You won't need form if you just train drills. Your drills may come from your forms but it doesn't have to be. After you have leaned a form, you take it apart, understand it, and then put it back together any way you want as long as it makes sense to you. The best lesson that I have learned in my life is one day my teacher told me that, "Form was designed for teaching and leaning only. It was not designed for training."
You use "partner drill" to develop your skill. You will learn your
- body alignment,
- power generation,
- footwork,
- ...
at this stage.
you then train "solo drill" at home when partner is not available. Since you have already developed your skill, you just use your solo drill to "polish" some minor detail that you may not pay enough attention when you train with partner.
Since your "solo drill" is just your "partner drill without partner", when you have learned the "partner drills", you will get "solo drills" by default. If you link your "solo drills" in a sequence, you will have your form. This form that you have created will truly belong to you.
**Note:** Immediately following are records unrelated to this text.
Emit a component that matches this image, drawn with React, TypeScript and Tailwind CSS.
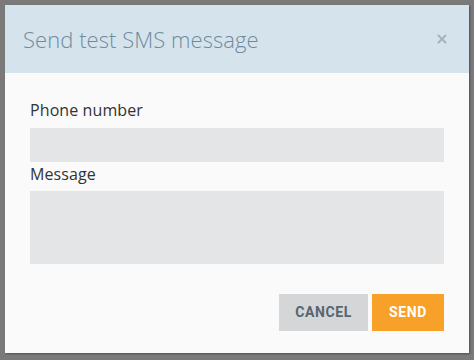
import { X } from 'lucide-react';

export default function App() {
  return (
    <div className="flex h-[360px] w-[474px] bg-[#7a7a7a] p-[5px] pb-[7px] font-['Open_Sans',sans-serif]">
      <div className="flex flex-1 flex-col bg-[#fafafa] shadow-[1px_1px_2px_rgba(0,0,0,0.35)]">
        {/* Header */}
        <div className="flex h-[68px] items-center justify-between bg-[#d5e3ec] pl-[18px] pr-[20px]">
          <h2 className="text-[22px] font-light tracking-[0.05px] text-[#6f8c9e]">Send test SMS message</h2>
          <button type="button" className="text-[#a9b3ba]">
            <X className="h-[14px] w-[14px]" strokeWidth={3.5} />
          </button>
        </div>

        {/* Body */}
        <div className="flex flex-col px-[25px] pt-[26px]">
          <label className="text-[16px] leading-[22px] tracking-[0.1px] text-[#333]">Phone number</label>
          <input className="mt-[7px] h-[34px] w-full bg-[#e3e5e6] outline-none" />
          <label className="text-[16px] leading-[24px] tracking-[0.1px] text-[#333]">Message</label>
          <textarea className="mt-[5px] h-[73px] w-full resize-none bg-[#e3e5e6] outline-none" />
        </div>

        {/* Footer */}
        <div className="mt-[30px] flex justify-end gap-[4px] px-[25px]">
          <button
            type="button"
            className="h-[37px] w-[89px] bg-[#d4d6d8] font-['Roboto',sans-serif] text-[14px] font-bold tracking-[0.6px] text-[#566670]"
          >
            CANCEL
          </button>
          <button
            type="button"
            className="h-[37px] w-[72px] bg-[#f7a128] font-['Roboto',sans-serif] text-[14px] font-bold tracking-[0.6px] text-white"
          >
            SEND
          </button>
        </div>
      </div>
    </div>
  );
}
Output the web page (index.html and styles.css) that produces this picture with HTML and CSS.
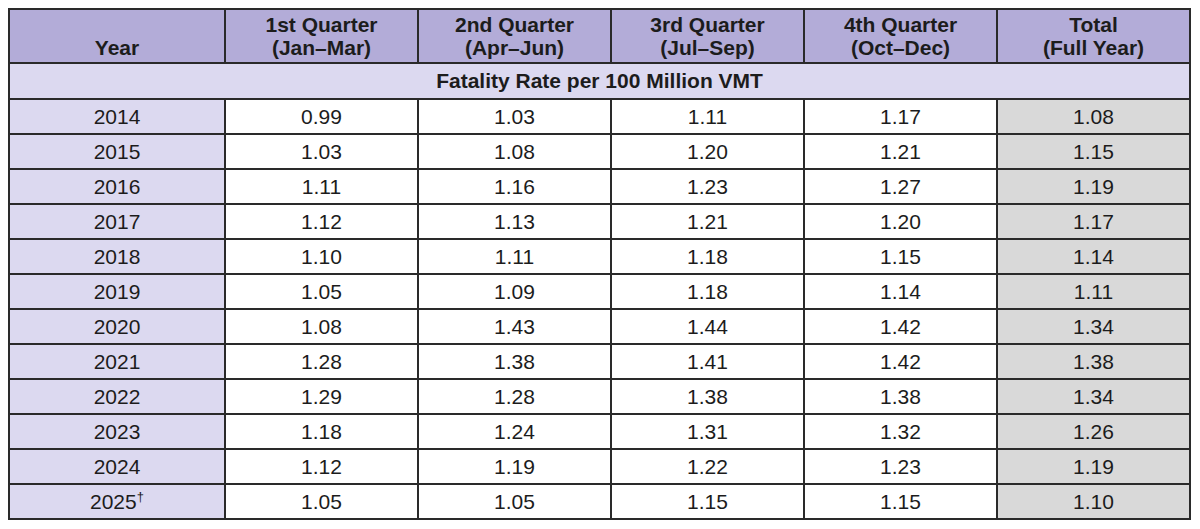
FILE: index.html
```html
<!DOCTYPE html>
<html lang="en">
<head>
<meta charset="utf-8">
<title>Fatality Rate per 100 Million VMT</title>
<link rel="stylesheet" href="styles.css">
</head>
<body>
<table class="rates">
  <colgroup>
    <col class="c-year">
    <col class="c-q">
    <col class="c-q">
    <col class="c-q">
    <col class="c-q">
    <col class="c-q">
  </colgroup>
  <thead>
    <tr class="head">
      <th>Year</th>
      <th>1st Quarter<br>(Jan–Mar)</th>
      <th>2nd Quarter<br>(Apr–Jun)</th>
      <th>3rd Quarter<br>(Jul–Sep)</th>
      <th>4th Quarter<br>(Oct–Dec)</th>
      <th>Total<br>(Full Year)</th>
    </tr>
    <tr class="sub">
      <th colspan="6">Fatality Rate per 100 Million VMT</th>
    </tr>
  </thead>
  <tbody>
    <tr><td class="yr">2014</td><td>0.99</td><td>1.03</td><td>1.11</td><td>1.17</td><td class="tot">1.08</td></tr>
    <tr><td class="yr">2015</td><td>1.03</td><td>1.08</td><td>1.20</td><td>1.21</td><td class="tot">1.15</td></tr>
    <tr><td class="yr">2016</td><td>1.11</td><td>1.16</td><td>1.23</td><td>1.27</td><td class="tot">1.19</td></tr>
    <tr><td class="yr">2017</td><td>1.12</td><td>1.13</td><td>1.21</td><td>1.20</td><td class="tot">1.17</td></tr>
    <tr><td class="yr">2018</td><td>1.10</td><td>1.11</td><td>1.18</td><td>1.15</td><td class="tot">1.14</td></tr>
    <tr><td class="yr">2019</td><td>1.05</td><td>1.09</td><td>1.18</td><td>1.14</td><td class="tot">1.11</td></tr>
    <tr><td class="yr">2020</td><td>1.08</td><td>1.43</td><td>1.44</td><td>1.42</td><td class="tot">1.34</td></tr>
    <tr><td class="yr">2021</td><td>1.28</td><td>1.38</td><td>1.41</td><td>1.42</td><td class="tot">1.38</td></tr>
    <tr><td class="yr">2022</td><td>1.29</td><td>1.28</td><td>1.38</td><td>1.38</td><td class="tot">1.34</td></tr>
    <tr><td class="yr">2023</td><td>1.18</td><td>1.24</td><td>1.31</td><td>1.32</td><td class="tot">1.26</td></tr>
    <tr><td class="yr">2024</td><td>1.12</td><td>1.19</td><td>1.22</td><td>1.23</td><td class="tot">1.19</td></tr>
    <tr><td class="yr">2025<sup class="dag">†</sup></td><td>1.05</td><td>1.05</td><td>1.15</td><td>1.15</td><td class="tot">1.10</td></tr>
  </tbody>
</table>
</body>
</html>
```

FILE: styles.css
```css
html, body {
  background: #ffffff;
}
body {
  margin: 8px;
  font-family: "Liberation Sans", Arial, sans-serif;
  color: #1c1c1c;
}
.rates {
  border-collapse: collapse;
  table-layout: fixed;
  width: 1183px;
  border: 2px solid #2a2a2a;
}
.c-year { width: 216px; }
.c-q { width: 193px; }
.rates th,
.rates td {
  border: 2px solid #2a2a2a;
  padding: 0;
  text-align: center;
}
.head th {
  background: #b3acd8;
  font-size: 21px;
  font-weight: bold;
  line-height: 23px;
  height: 54px;
  vertical-align: bottom;
  padding-bottom: 3px;
  box-sizing: border-box;
}
.sub th {
  background: #dcd9f0;
  font-size: 21px;
  font-weight: bold;
  height: 36px;
  box-sizing: border-box;
  vertical-align: middle;
}
.rates td {
  font-size: 21px;
  height: 35px;
  box-sizing: border-box;
  background: #ffffff;
}
.rates td.yr {
  background: #dcd9f0;
}
.rates td.tot {
  background: #d9d9d9;
}
.dag {
  font-size: 13px;
  line-height: 0;
  vertical-align: 8px;
}
```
I had created the following form many years ago. Do I train it? No. Do I ask my students to train it, No. It just serves as a text book, no more and no less. The first 13 moves are the 13 postures. Since the order of those postures are not important, there exist no value to train those 13 moves in sequence. The rest of 24 moves has many combos in it. It makes sense to train
- combo A as move 1, move 2,
- combo B as move 3, move 4, and move 5.
Since combo A and combo B has no logic connection, to train combo A and combo B together as move 1, move 2, move 3, move 4, move 5 is not necessary.